*What is expected:* Word for word, quote all of the material, omitting the pictures.

--- begin Given material ---

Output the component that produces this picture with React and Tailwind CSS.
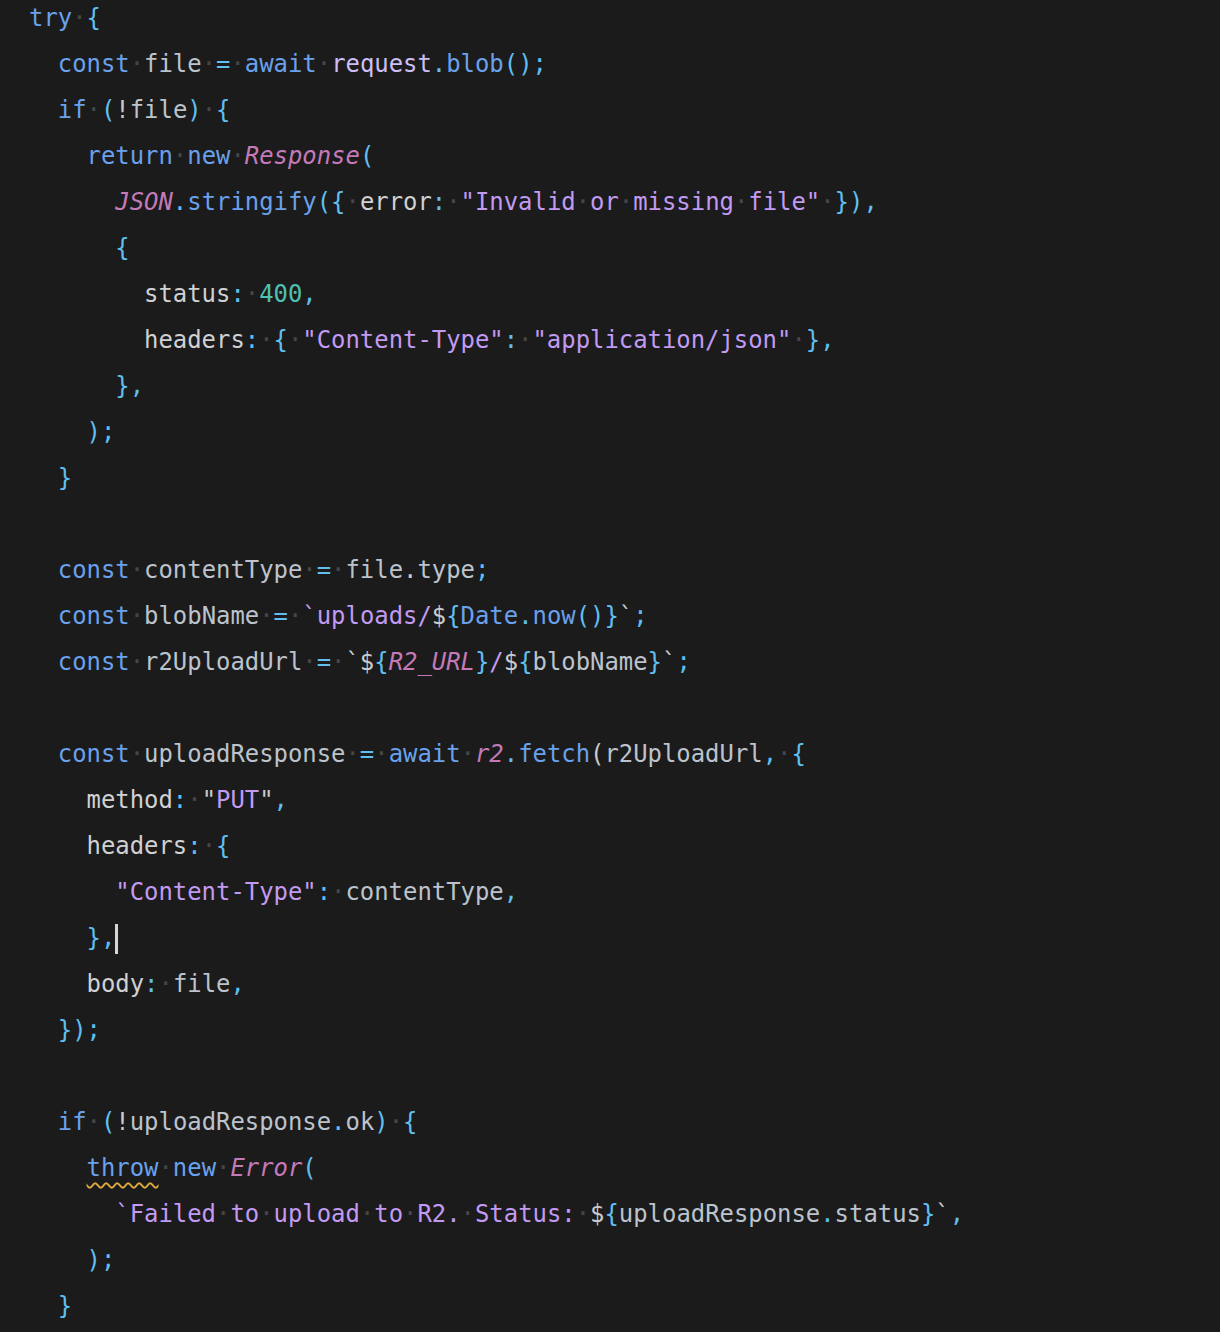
const C = {
  K: "text-[#6aa1ec]",
  P: "text-[#60bff0]",
  V: "text-[#bcc3cc]",
  R: "text-[#d0d1d3]",
  S: "text-[#c29af2]",
  T: "text-[#c47ab8] italic",
  N: "text-[#4fc1b1]",
  F: "text-[#6aa1ec]",
  L: "text-[#cdbff5]",
  W: "text-[#c9cbce]",
  Q: "text-[#6aa1ec] underline decoration-wavy decoration-[#dcaa3e] decoration-[1.5px] underline-offset-[6px]",
};

const _ = ["_", " "];

const LINES = [
  [0, [["K", "try"], _, ["P", "{"]]],
  [2, [["K", "const"], _, ["V", "file"], _, ["P", "="], _, ["K", "await"], _, ["L", "request"], ["P", "."], ["F", "blob"], ["P", "();"]]],
  [2, [["K", "if"], _, ["P", "("], ["W", "!"], ["V", "file"], ["P", ")"], _, ["P", "{"]]],
  [4, [["K", "return"], _, ["K", "new"], _, ["T", "Response"], ["P", "("]]],
  [6, [["T", "JSON"], ["P", "."], ["F", "stringify"], ["P", "({"], _, ["R", "error"], ["P", ":"], _, ["S", '"Invalid or missing file"'], _, ["P", "}),"]]],
  [6, [["P", "{"]]],
  [8, [["R", "status"], ["P", ":"], _, ["N", "400"], ["P", ","]]],
  [8, [["R", "headers"], ["P", ":"], _, ["P", "{"], _, ["S", '"Content-Type"'], ["P", ":"], _, ["S", '"application/json"'], _, ["P", "},"]]],
  [6, [["P", "},"]]],
  [4, [["P", ");"]]],
  [2, [["P", "}"]]],
  [0, []],
  [2, [["K", "const"], _, ["V", "contentType"], _, ["P", "="], _, ["V", "file"], ["W", "."], ["V", "type"], ["P", ";"]]],
  [2, [["K", "const"], _, ["V", "blobName"], _, ["P", "="], _, ["S", "`uploads/"], ["W", "$"], ["P", "{"], ["F", "Date"], ["P", "."], ["F", "now"], ["P", "()}"], ["W", "`"], ["P", ";"]]],
  [2, [["K", "const"], _, ["V", "r2UploadUrl"], _, ["P", "="], _, ["W", "`$"], ["P", "{"], ["T", "R2_URL"], ["P", "}"], ["S", "/"], ["W", "$"], ["P", "{"], ["V", "blobName"], ["P", "}"], ["W", "`"], ["P", ";"]]],
  [0, []],
  [2, [["K", "const"], _, ["V", "uploadResponse"], _, ["P", "="], _, ["K", "await"], _, ["T", "r2"], ["P", "."], ["F", "fetch"], ["W", "("], ["V", "r2UploadUrl"], ["P", ","], _, ["P", "{"]]],
  [4, [["R", "method"], ["P", ":"], _, ["W", '"'], ["S", "PUT"], ["W", '"'], ["P", ","]]],
  [4, [["R", "headers"], ["P", ":"], _, ["P", "{"]]],
  [6, [["S", '"Content-Type"'], ["P", ":"], _, ["V", "contentType"], ["P", ","]]],
  [4, [["P", "},"], ["CURSOR", ""]]],
  [4, [["R", "body"], ["P", ":"], _, ["V", "file"], ["P", ","]]],
  [2, [["P", "});"]]],
  [0, []],
  [2, [["K", "if"], _, ["P", "("], ["W", "!"], ["V", "uploadResponse"], ["P", "."], ["V", "ok"], ["P", ")"], _, ["P", "{"]]],
  [4, [["Q", "throw"], _, ["K", "new"], _, ["T", "Error"], ["P", "("]]],
  [6, [["S", "`Failed to upload to R2. Status: "], ["W", "$"], ["P", "{"], ["V", "uploadResponse"], ["P", "."], ["V", "status"], ["P", "}"], ["W", "`"], ["P", ","]]],
  [4, [["P", ");"]]],
  [2, [["P", "}"]]],
];

function Dot() {
  return <span className="text-[#474747]">·</span>;
}

function Token({ kind, text }) {
  if (kind === "_") return <Dot />;
  if (kind === "CURSOR")
    return <span className="inline-block h-[30px] w-[3px] bg-[#d6d6d6] align-middle" />;
  const parts = text.split(" ");
  return (
    <span className={C[kind]}>
      {parts.map((p, i) => (
        <span key={i}>
          {i > 0 && <Dot />}
          {p}
        </span>
      ))}
    </span>
  );
}

export default function App() {
  return (
    <div className="h-[1332px] w-[1220px] overflow-hidden bg-[#1b1b1b] font-['DejaVu_Sans_Mono',monospace] text-[23.9px]">
      <div className="mt-[-4px] flex flex-col pl-[29px]">
        {LINES.map(([indent, tokens], i) => (
          <div key={i} className="flex h-[46px] items-center whitespace-pre">
            <span>{" ".repeat(indent)}</span>
            {tokens.map(([kind, text], j) => (
              <Token key={j} kind={kind} text={text} />
            ))}
          </div>
        ))}
      </div>
    </div>
  );
}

--- end Given material ---

*The result:*
Output the component that produces this picture with React and Tailwind CSS.
const C = {
  K: "text-[#6aa1ec]",
  P: "text-[#60bff0]",
  V: "text-[#bcc3cc]",
  R: "text-[#d0d1d3]",
  S: "text-[#c29af2]",
  T: "text-[#c47ab8] italic",
  N: "text-[#4fc1b1]",
  F: "text-[#6aa1ec]",
  L: "text-[#cdbff5]",
  W: "text-[#c9cbce]",
  Q: "text-[#6aa1ec] underline decoration-wavy decoration-[#dcaa3e] decoration-[1.5px] underline-offset-[6px]",
};

const _ = ["_", " "];

const LINES = [
  [0, [["K", "try"], _, ["P", "{"]]],
  [2, [["K", "const"], _, ["V", "file"], _, ["P", "="], _, ["K", "await"], _, ["L", "request"], ["P", "."], ["F", "blob"], ["P", "();"]]],
  [2, [["K", "if"], _, ["P", "("], ["W", "!"], ["V", "file"], ["P", ")"], _, ["P", "{"]]],
  [4, [["K", "return"], _, ["K", "new"], _, ["T", "Response"], ["P", "("]]],
  [6, [["T", "JSON"], ["P", "."], ["F", "stringify"], ["P", "({"], _, ["R", "error"], ["P", ":"], _, ["S", '"Invalid or missing file"'], _, ["P", "}),"]]],
  [6, [["P", "{"]]],
  [8, [["R", "status"], ["P", ":"], _, ["N", "400"], ["P", ","]]],
  [8, [["R", "headers"], ["P", ":"], _, ["P", "{"], _, ["S", '"Content-Type"'], ["P", ":"], _, ["S", '"application/json"'], _, ["P", "},"]]],
  [6, [["P", "},"]]],
  [4, [["P", ");"]]],
  [2, [["P", "}"]]],
  [0, []],
  [2, [["K", "const"], _, ["V", "contentType"], _, ["P", "="], _, ["V", "file"], ["W", "."], ["V", "type"], ["P", ";"]]],
  [2, [["K", "const"], _, ["V", "blobName"], _, ["P", "="], _, ["S", "`uploads/"], ["W", "$"], ["P", "{"], ["F", "Date"], ["P", "."], ["F", "now"], ["P", "()}"], ["W", "`"], ["P", ";"]]],
  [2, [["K", "const"], _, ["V", "r2UploadUrl"], _, ["P", "="], _, ["W", "`$"], ["P", "{"], ["T", "R2_URL"], ["P", "}"], ["S", "/"], ["W", "$"], ["P", "{"], ["V", "blobName"], ["P", "}"], ["W", "`"], ["P", ";"]]],
  [0, []],
  [2, [["K", "const"], _, ["V", "uploadResponse"], _, ["P", "="], _, ["K", "await"], _, ["T", "r2"], ["P", "."], ["F", "fetch"], ["W", "("], ["V", "r2UploadUrl"], ["P", ","], _, ["P", "{"]]],
  [4, [["R", "method"], ["P", ":"], _, ["W", '"'], ["S", "PUT"], ["W", '"'], ["P", ","]]],
  [4, [["R", "headers"], ["P", ":"], _, ["P", "{"]]],
  [6, [["S", '"Content-Type"'], ["P", ":"], _, ["V", "contentType"], ["P", ","]]],
  [4, [["P", "},"], ["CURSOR", ""]]],
  [4, [["R", "body"], ["P", ":"], _, ["V", "file"], ["P", ","]]],
  [2, [["P", "});"]]],
  [0, []],
  [2, [["K", "if"], _, ["P", "("], ["W", "!"], ["V", "uploadResponse"], ["P", "."], ["V", "ok"], ["P", ")"], _, ["P", "{"]]],
  [4, [["Q", "throw"], _, ["K", "new"], _, ["T", "Error"], ["P", "("]]],
  [6, [["S", "`Failed to upload to R2. Status: "], ["W", "$"], ["P", "{"], ["V", "uploadResponse"], ["P", "."], ["V", "status"], ["P", "}"], ["W", "`"], ["P", ","]]],
  [4, [["P", ");"]]],
  [2, [["P", "}"]]],
];

function Dot() {
  return <span className="text-[#474747]">·</span>;
}

function Token({ kind, text }) {
  if (kind === "_") return <Dot />;
  if (kind === "CURSOR")
    return <span className="inline-block h-[30px] w-[3px] bg-[#d6d6d6] align-middle" />;
  const parts = text.split(" ");
  return (
    <span className={C[kind]}>
      {parts.map((p, i) => (
        <span key={i}>
          {i > 0 && <Dot />}
          {p}
        </span>
      ))}
    </span>
  );
}

export default function App() {
  return (
    <div className="h-[1332px] w-[1220px] overflow-hidden bg-[#1b1b1b] font-['DejaVu_Sans_Mono',monospace] text-[23.9px]">
      <div className="mt-[-4px] flex flex-col pl-[29px]">
        {LINES.map(([indent, tokens], i) => (
          <div key={i} className="flex h-[46px] items-center whitespace-pre">
            <span>{" ".repeat(indent)}</span>
            {tokens.map(([kind, text], j) => (
              <Token key={j} kind={kind} text={text} />
            ))}
          </div>
        ))}
      </div>
    </div>
  );
}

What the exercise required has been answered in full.